A team that didn’t need changing

Ghana qualified for the 4x100m race at the Olympics in Bahamas this year with a team determined to achieve great things. That team had Ibrahim Fuseini, Isaac Botsio, Benjamin Azamati and Joseph Paul Amoah. They faltered in the first race but the second proved crucial. In that race, Ghana ran 38.29 seconds (the team’s season best) with very interesting split times. Fuseini who started the race had a split of 10.69s, Botsio ran 9.13, Azamati ran 9.35s and then Joe Paul finished it off with 9.12s. That was by far one of the best relay races I have seen Ghana ran since they broke the Africa Games record in Rabat in 2019 with 38.30s.

Ghana’s relay team problems run deep on the big stage#3SportsGH #Paris2024 pic.twitter.com/plx2bjpdRH

— #3Sports (@3SportsGh) August 8, 2024

At African Championship in Douala in June, Ghana finished with a gold medal – running a time of 38.63s. The quartet of possibly the next generation of relay runners; Ibrahim Fuseini, Isaac Botsio, Abdul Rasheed Saminu and Edwin Gadayi.

Two championships, two different teams and the onus lied on the coaching staff to make a decision on who had to ran at the Olympic Games and they fumbled it completely.

The most used adage in sports across the world is that “You do not change a winning team”. What happened to that adage at the Olympic Games? Why did we need to change the positions of the runners and why was Isaac Botsio left out of the team’s roster with the year he had had?
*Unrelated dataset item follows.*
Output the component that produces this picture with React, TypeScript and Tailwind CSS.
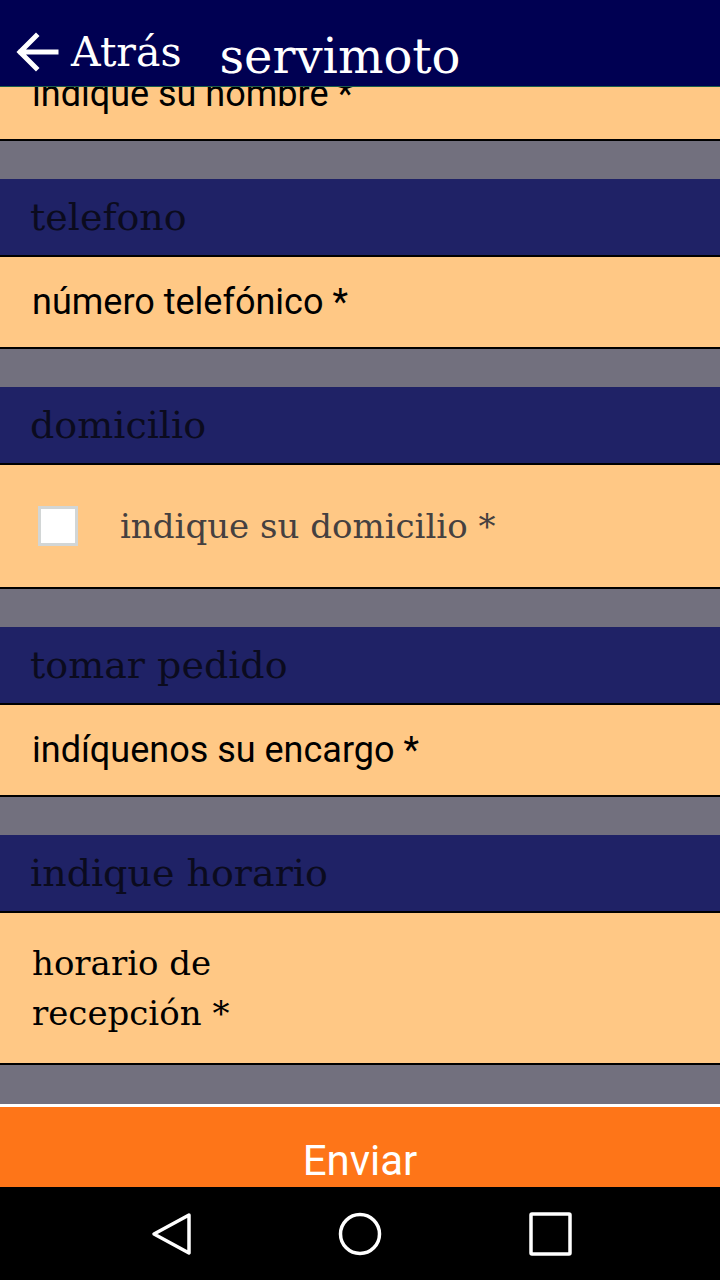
const serif = "font-['DejaVu_Serif','Liberation_Serif',serif]";
const sans = "font-['Roboto','Liberation_Sans',sans-serif]";

const Label = ({ text }: { text: string }) => (
  <div className={`h-[76px] bg-[#1f2266] flex items-center px-[30px] text-[38px] text-[#0b0b1e] ${serif}`}>
    {text}
  </div>
);

const Gap = () => <div className="h-[38px] bg-[#72707e]" />;

const TextInput = ({ text }: { text: string }) => (
  <div className={`h-[94px] bg-[#ffc885] border-y-2 border-black flex items-center px-[32px] text-[36px] text-black ${sans}`}>
    {text}
  </div>
);

const App = () => {
  return (
    <div className="w-[720px] h-[1280px] flex flex-col bg-black overflow-hidden">
      {/* action bar */}
      <div className="h-[87px] shrink-0 bg-[#000052] border-b border-[#1b5e4a] flex items-start text-white">
        <svg width="44" height="42" viewBox="0 0 44 42" className="ml-[15px] mt-[31px]" fill="none" stroke="white" strokeWidth="5" strokeLinecap="square">
          <path d="M41 21H6M21 5L5 21l16 16" />
        </svg>
        <span className={`ml-[12px] mt-[32px] text-[41px] leading-none ${serif}`}>Atrás</span>
        <span className={`ml-[38px] mt-[32px] text-[48px] leading-none ${serif}`}>servimoto</span>
      </div>

      {/* form */}
      <div className="flex-1 overflow-hidden bg-[#72707e]">
        <div className="mt-[-116px]">
          <Label text="nombre" />
          <TextInput text="indique su nombre *" />
          <Gap />
          <Label text="telefono" />
          <TextInput text="número telefónico *" />
          <Gap />
          <Label text="domicilio" />
          <div className={`h-[126px] bg-[#ffc885] border-y-2 border-black flex items-center px-[38px] ${serif}`}>
            <div className="w-[40px] h-[40px] bg-white border-[3px] border-[#d2d6d6]" />
            <span className="ml-[42px] text-[34px] text-[#454040]">indique su domicilio *</span>
          </div>
          <Gap />
          <Label text="tomar pedido" />
          <TextInput text="indíquenos su encargo *" />
          <Gap />
          <Label text="indique horario" />
          <div className={`h-[154px] bg-[#ffc885] border-y-2 border-black flex items-center px-[32px] text-[34px] leading-[50px] text-black ${serif}`}>
            <div className="w-[240px]">horario de recepción *</div>
          </div>
          <Gap />
        </div>
      </div>

      {/* send button */}
      <div className="h-[83px] shrink-0 border-t-[3px] border-white bg-[#fe7518] flex justify-center items-start pt-[33px]">
        <span className={`text-white text-[42px] leading-none ${sans}`}>Enviar</span>
      </div>

      {/* nav bar */}
      <div className="h-[93px] shrink-0 bg-black flex items-center justify-center gap-[146px]">
        <svg width="44" height="46" viewBox="0 0 44 46" fill="none" stroke="white" strokeWidth="3.5" strokeLinejoin="round">
          <path d="M41 4L6 23l35 19z" />
        </svg>
        <svg width="44" height="44" viewBox="0 0 44 44" fill="none" stroke="white" strokeWidth="3.5">
          <circle cx="22" cy="22" r="19.5" />
        </svg>
        <svg width="44" height="44" viewBox="0 0 44 44" fill="none" stroke="white" strokeWidth="3.5">
          <rect x="3" y="2" width="39" height="40" rx="1" />
        </svg>
      </div>
    </div>
  );
};

export default App;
A farcical coaching carousel

In many sports, chopping and changing coaches has never helped the players or athletes. Ghana has ran 5 relay races this year; The African Games in March, the Penn Relays in April, the World Relay Championships in Bahamas, the African Championships in Cameroon and then the Olympic Games.

“I’ll leave this one to the Athletics Association”

Benjamin Graham on why Abdul-Rasheed Saminu opted out of 200m and competed in the 4*100m relays#3SportsGH #Paris360 #Paris2024 pic.twitter.com/LADkerBBMq

— #3Sports (@3SportsGh) August 8, 2024

In all of these five competitions, we have had four coaches. Former sprinter, Eric Nkansah led the team out at the African Games where we won silver. It was disappointing. The team had won gold in unfamiliar territory with a much younger team and it was every Ghanaian had the hope of seeing the team win gold again on home turf. In turn, we were beaten to first place by Nigeria: travesty.

  • Ghana’s relay Wahala: Long-term problem continues to linger after exit from Paris
  • Changeover error again? Ghanaians react to 4x100m team’s disqualification

We went into the World Relay Championships in Bahamas with former University of Ghana team coach, Elorm Amenakpor who has coached Azamati since his days in Legon. In Douala, it was a former coach at the University of Development Studies, Robert Dwumfour. These two coaches brought successes.

There is a thing about this country. It loves to fidget with things that aren’t broken. At the Olympic Games, we took Andrew Owusu. It felt like throwing a spanner in the works.

Owusu is Ghana’s record holder in triple jump and highly respected in the sport in Ghana. But was he really the one to entrust this very promising team to? Why were the other completely sidelined when the biggest competition came by?

“It didn’t go as planned”

Media attaché for team Ghana, Benjamin Graham reacts to the disqualification of Ghana’s 4*100m relay team

He spoke on #Paris360#3SportsGH #Paris2024 pic.twitter.com/cKq7rshDK6

— #3Sports (@3SportsGh) August 8, 2024

Andrew Owusu may be experienced but the sprints are very different from the jumps and he needed a sprint coach by his side to help these athletes and properly arrange them on the track. This is the first time since 2019 that Ghana’s relay team has not made the final of any competition they have ran in.

On the account of this, Andrew Owusu has failed woefully and that makes the decision to hand the team to him all the more ridiculous.

Will it get better for Ghana?

Ghanaians have always rallied behind their sports teams. From football to athletics, there is always a deep connection. There have been penalty heartbreaks, near misses in football and then relay disappointment that date all the way back to 1996. But every time another event comes by we wear our colours with pride.

The new crop of athletes coming through like Isaac Botsio, Ibrahim Fuseini and Abdul Rasheed Saminu need all the support they can get. There is Edwin Gadayi who unfortunately could not make it to the Olympic Games, James Dadzie who only just returned from a long layoff due to injury and then Brock Appiah who could all get better in the coming years. To get them to top level though needs a lot of work and focus.

Do athletes need governmental support? They do. Do athletes need to do better for themselves? They have to as well. The coaches need a lot more acumen to assess races properly and avoid mistakes.

There is hope but hope is a thing with feathers. It is here one day, tomorrow it is gone.